Göreve geldikleri ilk gün 'memurumuzu, işçimizi, emeklimizi enflasyona ezdirmeyeceğiz' diyerek söz verdiklerini belirten Erdoğan, ''bu sözümüzü tuttuk. 2008 yılında asgari geçim indiriminden kaynaklı artışlar hariç, en düşük memur maaşında yüzde 23,2, ortalama memur maaşında ise yüzde 19 oranında artış sağladık. 2009 yılında kamu görevlilerinin maaşlarında Ocak ayında yüzde 4, Temmuz ayında ise yüzde 4,5 oranında olmak üzere yıllık yüzde 8,5 oranında artış gerçekleştirmeyi hedefliyoruz. Yapılacak artışlar sonucunda aile yardımı ödeneği dâhil en düşük dereceli memurun maaşı 2009 yılı Ocak ayında 1.164 YTL'ye, Temmuz ayında ise 1.215 YTL'ye yükseliyor.

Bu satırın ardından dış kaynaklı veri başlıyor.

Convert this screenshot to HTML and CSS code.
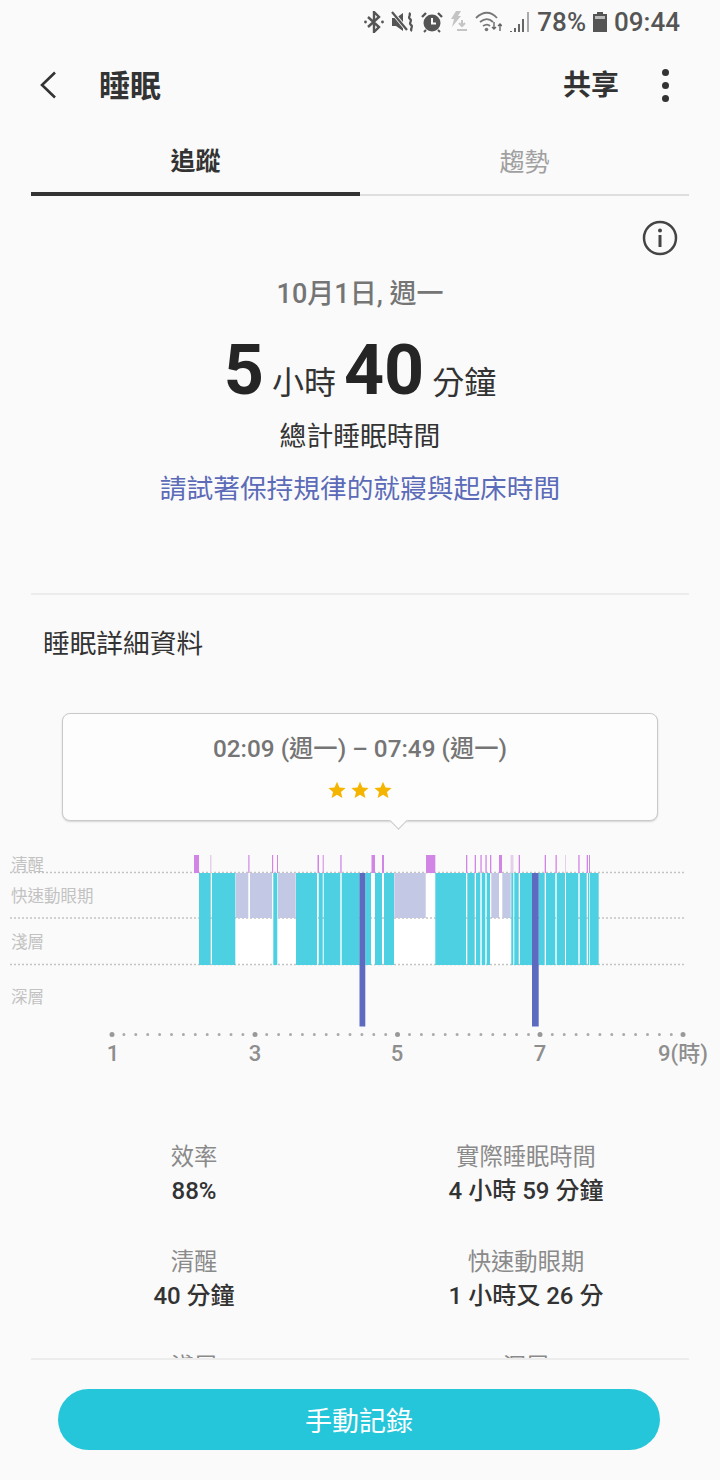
FILE: index.html
```html
<!DOCTYPE html>
<html lang="zh-Hant">
<head>
    <meta charset="UTF-8">
    <meta name="viewport" content="width=device-width, initial-scale=1.0">
    <title>睡眠</title>
    <link rel="stylesheet" href="styles.css">
</head>
<body>
    <div class="app">
        <!-- 狀態列 -->
        <div class="status-bar">
            <svg class="st-icon" width="20" height="22" viewBox="0 0 20 22"><path d="M4 6l11 10-5 5V1l5 5L4 16" fill="none" stroke="#555" stroke-width="2.4"/><circle cx="1.5" cy="11" r="1.4" fill="#555"/><circle cx="18.5" cy="11" r="1.4" fill="#555"/></svg>
            <svg class="st-icon" width="23" height="22" viewBox="0 0 23 22"><path d="M1 7h4l7-5v18l-7-5H1z" fill="#555"/><path d="M2 2l14 17" stroke="#fafafa" stroke-width="4"/><path d="M1 1l15 18" stroke="#555" stroke-width="2.200"/><path d="M18 2c3 2-2 4 1 6s-2 4 1 6-2 4 1 6" fill="none" stroke="#555" stroke-width="2.200"/></svg>
            <svg class="st-icon" width="22" height="22" viewBox="0 0 22 22"><circle cx="11" cy="12" r="8.5" fill="#555"/><path d="M11 7v5.5h4" fill="none" stroke="#fafafa" stroke-width="2"/><path d="M1 6l4-4M21 6l-4-4" stroke="#555" stroke-width="2.4"/><path d="M5 19l-2 2M17 19l2 2" stroke="#555" stroke-width="2"/></svg>
            <svg class="st-icon" width="18" height="22" viewBox="0 0 18 22"><path d="M6 0h5L8 5h3L2 16l2-8H1z" fill="#c4c4c4"/><path d="M12 9v5M9 12l3 3 3-3M7 19h10" fill="none" stroke="#c4c4c4" stroke-width="2"/></svg>
            <svg class="st-icon" width="27" height="22" viewBox="0 0 27 22"><path d="M1 7c7-7 15-7 21 0M5 11c5-4 9-4 13 0M8 15c3-2 5-2 7 0" fill="none" stroke="#777" stroke-width="1.8"/><circle cx="11.500" cy="18.500" r="1.800" fill="#777"/><path d="M19 11v7M17 16l2 2 2-2M25 20v-7M23 15l2-2 2 2" fill="none" stroke="#666" stroke-width="1.4"/></svg>
            <svg class="st-icon" width="21" height="22" viewBox="0 0 21 22"><path d="M1 20h2v1H1zM5 17h2v4H5zM9 13h2v8H9zM13 8h2v13h-2z" fill="#666"/><path d="M18 1h2v20h-2z" fill="#aaa"/></svg>
            <span class="st-text st-percent">78%</span>
            <svg class="st-icon" width="14" height="20" viewBox="0 0 14 20"><path d="M4 0h6v2h4v18H0V2h4z" fill="#555"/><path d="M2 4h10v3H2z" fill="#bbb"/></svg>
            <span class="st-text st-clock">09:44</span>
        </div>

        <!-- 標題列 -->
        <div class="top-bar">
            <svg class="back" width="18" height="28" viewBox="0 0 18 28"><path d="M16 1.500L3 14l13 12.500" fill="none" stroke="#333" stroke-width="2.600"/></svg>
            <div class="title">睡眠</div>
            <div class="share">共享</div>
            <div class="more"><span></span><span></span><span></span></div>
        </div>

        <!-- 分頁 -->
        <div class="tabs">
            <div class="tab tab-active">追蹤</div>
            <div class="tab">趨勢</div>
        </div>

        <div class="content">
            <div class="info-row">
                <svg width="36" height="36" viewBox="0 0 36 36"><circle cx="18" cy="18" r="16" fill="none" stroke="#444" stroke-width="2.500"/><circle cx="18" cy="10.500" r="2" fill="#444"/><path d="M18 15v12" stroke="#444" stroke-width="3"/></svg>
            </div>

            <div class="summary">
                <div class="date">10月1日, 週一</div>
                <div class="total"><b>5</b> 小時 <b>40</b> 分鐘</div>
                <div class="total-label">總計睡眠時間</div>
                <div class="tip">請試著保持規律的就寢與起床時間</div>
            </div>

            <div class="details">
                <h2 class="details-title">睡眠詳細資料</h2>

                <div class="bubble">
                    <div class="bubble-time">02:09 (週一) – 07:49 (週一)</div>
                    <div class="stars">
                        <svg width="18" height="18" viewBox="0 0 24 24"><path d="M12 1l3.300 7.500 8.200.8-6.200 5.400 1.900 8L12 18.400 4.800 22.700l1.900-8L.5 9.300l8.200-.8z" fill="#f5b400"/></svg>
                        <svg width="18" height="18" viewBox="0 0 24 24"><path d="M12 1l3.300 7.500 8.200.8-6.200 5.400 1.900 8L12 18.400 4.800 22.700l1.900-8L.5 9.300l8.200-.8z" fill="#f5b400"/></svg>
                        <svg width="18" height="18" viewBox="0 0 24 24"><path d="M12 1l3.300 7.500 8.200.8-6.200 5.400 1.900 8L12 18.400 4.800 22.700l1.900-8L.5 9.300l8.200-.8z" fill="#f5b400"/></svg>
                    </div>
                </div>

                <!-- 圖表：viewBox 用頁面座標 -->
                <svg class="chart" width="720" height="226" viewBox="0 850 720 226">
                    <rect x="199" y="873" width="400" height="92" fill="#fff"/>
                    <path class="grid" d="M10 872.500H684M10 918H684M10 964.500H684"/>

                    <text class="y-label" x="11" y="871">清醒</text>
                    <text class="y-label" x="11" y="902">快速動眼期</text>
                    <text class="y-label" x="11" y="948">淺層</text>
                    <text class="y-label" x="11" y="1003">深層</text>

                    <g class="awake">
                        <rect x="194" y="855" width="5" height="18"/>
                        <rect class="faint" x="210" y="855" width="1.500" height="18"/>
                        <rect x="248.300" y="855" width="1.200" height="18"/>
                        <rect x="272" y="855" width="1.200" height="18"/>
                        <rect x="277" y="855" width="1" height="18"/>
                        <rect x="317.500" y="855" width="1.500" height="18"/>
                        <rect x="322.700" y="855" width="1" height="18"/>
                        <rect x="340.300" y="855" width="1.300" height="18"/>
                        <rect x="371.500" y="855" width="3.500" height="18"/>
                        <rect x="382" y="855" width="2" height="18"/>
                        <rect x="426" y="855" width="9.300" height="18"/>
                        <rect x="466" y="855" width="1.300" height="18"/>
                        <rect x="474.700" y="855" width="1.300" height="18"/>
                        <rect x="480.400" y="855" width="1.300" height="18"/>
                        <rect x="485.400" y="855" width="1.300" height="18"/>
                        <rect x="490" y="855" width="1.300" height="18"/>
                        <rect x="499" y="855" width="3" height="18"/>
                        <rect class="faint" x="510.500" y="855" width="3" height="18"/>
                        <rect x="518.700" y="855" width="1.300" height="18"/>
                        <rect x="544.700" y="855" width="1.300" height="18"/>
                        <rect x="555.500" y="855" width="1.300" height="18"/>
                        <rect class="faint" x="565" y="855" width="1" height="18"/>
                        <rect x="578.300" y="855" width="1.300" height="18"/>
                        <rect x="586.700" y="855" width="1.300" height="18"/>
                        <rect x="589" y="855" width="1" height="18"/>
                    </g>

                    <g class="rem">
                        <rect x="235.700" y="873" width="12.600" height="45"/>
                        <rect x="250" y="873" width="22" height="45"/>
                        <rect x="278" y="873" width="17.700" height="45"/>
                        <rect x="394.300" y="873" width="31.400" height="45"/>
                        <rect x="491.300" y="873" width="7.700" height="45"/>
                        <rect x="502.300" y="873" width="8.400" height="45"/>
                    </g>

                    <g class="light">
                        <rect x="199" y="873" width="11.700" height="92"/>
                        <rect x="212" y="873" width="23.300" height="92"/>
                        <rect x="273.300" y="873" width="4" height="92"/>
                        <rect x="296" y="873" width="21" height="92"/>
                        <rect x="318.700" y="873" width="4" height="92"/>
                        <rect x="323.700" y="873" width="16.600" height="92"/>
                        <rect x="341.700" y="873" width="18" height="92"/>
                        <rect x="365.300" y="873" width="5.700" height="92"/>
                        <rect x="375" y="873" width="7" height="92"/>
                        <rect x="384" y="873" width="10" height="92"/>
                        <rect x="435.300" y="873" width="30.700" height="92"/>
                        <rect x="467.300" y="873" width="7.400" height="92"/>
                        <rect x="476" y="873" width="4.300" height="92"/>
                        <rect x="481.700" y="873" width="3.600" height="92"/>
                        <rect x="486.700" y="873" width="3.300" height="92"/>
                        <rect x="511.300" y="873" width="2" height="92"/>
                        <rect x="514.300" y="873" width="4.400" height="92"/>
                        <rect x="520" y="873" width="12" height="92"/>
                        <rect x="538.700" y="873" width="6" height="92"/>
                        <rect x="546" y="873" width="9.300" height="92"/>
                        <rect x="556.700" y="873" width="8.300" height="92"/>
                        <rect x="566" y="873" width="12.300" height="92"/>
                        <rect x="579.700" y="873" width="7" height="92"/>
                        <rect x="588" y="873" width="1.300" height="92"/>
                        <rect x="590" y="873" width="8.700" height="92"/>
                    </g>

                    <g class="deep">
                        <rect x="359.500" y="873" width="5.800" height="153.500"/>
                        <rect x="532" y="873" width="6.700" height="153.500"/>
                    </g>

                    <path class="axis-dots" d="M112 1034.500H683"/>
                    <g class="axis-major">
                        <circle cx="112" cy="1034.500" r="2.500"/>
                        <circle cx="255" cy="1034.500" r="2.500"/>
                        <circle cx="397.500" cy="1034.500" r="2.500"/>
                        <circle cx="540" cy="1034.500" r="2.500"/>
                        <circle cx="683" cy="1034.500" r="2.500"/>
                    </g>
                    <text class="x-label" x="113" y="1061">1</text>
                    <text class="x-label" x="255" y="1061">3</text>
                    <text class="x-label" x="397" y="1061">5</text>
                    <text class="x-label" x="540" y="1061">7</text>
                    <text class="x-label" x="683" y="1061">9(時)</text>
                </svg>

                <div class="stats">
                    <div class="stat"><div class="stat-name">效率</div><div class="stat-value">88%</div></div>
                    <div class="stat"><div class="stat-name">實際睡眠時間</div><div class="stat-value">4 小時 59 分鐘</div></div>
                    <div class="stat"><div class="stat-name">清醒</div><div class="stat-value">40 分鐘</div></div>
                    <div class="stat"><div class="stat-name">快速動眼期</div><div class="stat-value">1 小時又 26 分</div></div>
                    <div class="stat"><div class="stat-name">淺層</div><div class="stat-value">2 小時又 53 分</div></div>
                    <div class="stat"><div class="stat-name">深層</div><div class="stat-value">40 分鐘</div></div>
                </div>
            </div>
        </div>

        <!-- 底部按鈕 -->
        <div class="bottom">
            <button class="manual-btn">手動記錄</button>
        </div>
    </div>
</body>
</html>
```

FILE: styles.css
```css
* {
    box-sizing: border-box;
}
body {
    margin: 0;
    background-color: #fafafa;
    font-family: Roboto, "Noto Sans CJK TC", sans-serif;
    color: #333;
}
.app {
    width: 720px;
    height: 1480px;
    display: flex;
    flex-direction: column;
    overflow: hidden;
}

/* status bar */
.status-bar {
    height: 44px;
    flex: none;
    display: flex;
    align-items: center;
    justify-content: flex-end;
    padding: 0 40px 1px 0;
    gap: 7px;
    color: #555;
}
.st-icon {
    flex: none;
}
.st-text {
    font-size: 26px;
    font-weight: 500;
    line-height: 30px;
}

/* top bar */
.top-bar {
    height: 82px;
    flex: none;
    display: flex;
    align-items: center;
    padding: 0 51px 0 39px;
}
.back {
    flex: none;
}
.title {
    margin-left: 42px;
    padding-bottom: 4px;
    font-size: 31px;
    font-weight: 700;
    flex: 1;
}
.share {
    padding-bottom: 4px;
    font-size: 28px;
    font-weight: 700;
}
.more {
    margin-left: 43px;
    display: flex;
    flex-direction: column;
    gap: 6px;
}
.more span {
    display: block;
    width: 7px;
    height: 7px;
    border-radius: 50%;
    background-color: #333;
}

/* tabs */
.tabs {
    flex: none;
    height: 70px;
    margin: 0 31px;
    display: flex;
}
.tab {
    flex: 1;
    display: flex;
    align-items: center;
    justify-content: center;
    font-size: 25px;
    font-weight: 400;
    color: #a0a0a0;
    border-bottom: 2px solid #dedede;
}
.tab-active {
    color: #333;
    font-weight: 700;
    border-bottom: 4px solid #333;
}

/* main content */
.content {
    flex: 1;
    min-height: 0;
    overflow: hidden;
}
.info-row {
    display: flex;
    justify-content: flex-end;
    padding: 24px 42px 0 0;
    height: 60px;
}
.summary {
    margin: 0 31px;
    height: 339px;
    border-bottom: 2px solid #ececec;
    text-align: center;
}
.date {
    padding-top: 20px;
    font-size: 27px;
    line-height: 36px;
    font-weight: 500;
    color: #757575;
}
.total {
    margin-top: 23px;
    font-size: 32px;
    line-height: 70px;
    font-weight: 400;
    color: #333;
}
.total b {
    font-size: 70px;
    font-weight: 700;
    color: #252525;
}
.total-label {
    font-size: 26.8px;
    line-height: 38px;
}
.tip {
    margin-top: 14px;
    font-size: 26.7px;
    line-height: 38px;
    color: #5c6bb8;
}

/* details */
.details-title {
    margin: 0;
    padding: 31px 0 0 43px;
    font-size: 26.7px;
    line-height: 36px;
    font-weight: 400;
}
.bubble {
    position: relative;
    margin: 51px 62px 0;
    height: 108px;
    background-color: #fdfdfd;
    border: 1.5px solid #c9c9c9;
    border-radius: 8px;
    box-shadow: 0 1px 2px rgba(0, 0, 0, 0.15);
    text-align: center;
}
.bubble::after {
    content: "";
    position: absolute;
    left: 329px;
    bottom: -7px;
    width: 12px;
    height: 12px;
    background-color: #fdfdfd;
    border-right: 1.5px solid #c9c9c9;
    border-bottom: 1.5px solid #c9c9c9;
    transform: rotate(45deg);
}
.bubble-time {
    padding-top: 18px;
    font-size: 24.3px;
    line-height: 34px;
    font-weight: 500;
    color: #757575;
}
.stars {
    margin-top: 15px;
    display: flex;
    justify-content: center;
    gap: 5px;
}
.chart {
    display: block;
    margin-top: 29px;
}
.chart text {
    font-family: Roboto, "Noto Sans CJK TC", sans-serif;
}
.grid {
    fill: none;
    stroke: #c4c4c4;
    stroke-width: 1.5;
    stroke-dasharray: 2 2;
}
.y-label {
    font-size: 16.5px;
    fill: #c2c2c2;
}
.awake rect {
    fill: #d186e6;
}
.awake .faint {
    fill: #e6cfe9;
}
.rem rect {
    fill: #c3c8e4;
}
.light rect {
    fill: #4dd0e1;
}
.deep rect {
    fill: #5c6bc0;
}
.axis-dots {
    fill: none;
    stroke: #aaa;
    stroke-width: 3;
    stroke-linecap: round;
    stroke-dasharray: 0 11.9;
}
.axis-major circle {
    fill: #999;
}
.x-label {
    font-size: 22px;
    font-weight: 500;
    fill: #8e8e8e;
    text-anchor: middle;
}

/* stats */
.stats {
    display: grid;
    grid-template-columns: 332px 332px;
    justify-content: start;
    padding-left: 28px;
    margin-top: 64px;
    row-gap: 37px;
    text-align: center;
}
.stat-name {
    font-size: 23.3px;
    line-height: 35px;
    color: #8a8a8a;
}
.stat-value {
    font-size: 24px;
    line-height: 33px;
    font-weight: 500;
    color: #333;
}

/* bottom */
.bottom {
    flex: none;
    height: 122px;
    margin: 0 31px;
    padding: 29px 0 0 27px;
    border-top: 2px solid #ececec;
    display: flex;
}
.manual-btn {
    width: 602px;
    height: 61px;
    border: none;
    border-radius: 31px;
    background-color: #26c6da;
    color: #fff;
    font-family: Roboto, "Noto Sans CJK TC", sans-serif;
    font-size: 27px;
}
```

2003 Ocak–2008 Ekim döneminde TÜFE'deki kümülatif değişim yüzde 81,6 seviyesinde olmuştur. Buna karşılık 2002 Aralık ayında en düşük memur maaşı 392 YTL iken, 2008 Ekim ayı itibariyle bu rakam 1.118 YTL;ye yükselmiştir. Artış yüzde 185 oranındadır.Net asgari ücret 2002 Aralık ayında 184 YTL iken, 2008 Ekim ayında yüzde 173,3 oranında artarak 503 YTL'ye çıkmıştır'' dedi.

''Zaman zaman içerde yaşadığımız bazı tartışmalar sizleri yanıltmasın'' diyen Erdoğan, ''Cumhuriyetimizin bütün kurumları, milletimize hizmet için var olduklarını unutmadan, birbirinin rakibi ya da alternatifi gibi değil, birbirini tamamlayan bir dayanışma içinde çalışmalıdır. Demokratik, laik ve sosyal bir hukuk devleti olan Cumhuriyetimiz, çıktığı medeniyet yolculuğunu böyle sürdürecek, ancak bu şekilde milletimiz daha çok refah, daha çok özgürlük hedefine ulaşacaktır.

Aynı şekilde bölücü terör örgütüyle çok yönlü, çok boyutlu mücadelemiz devam ederken, birlik ve bütünlüğümüzü güçlendirmek, demokrasimizi reformlarla daha da derinleştirmek durumundayız'' diye konuştu.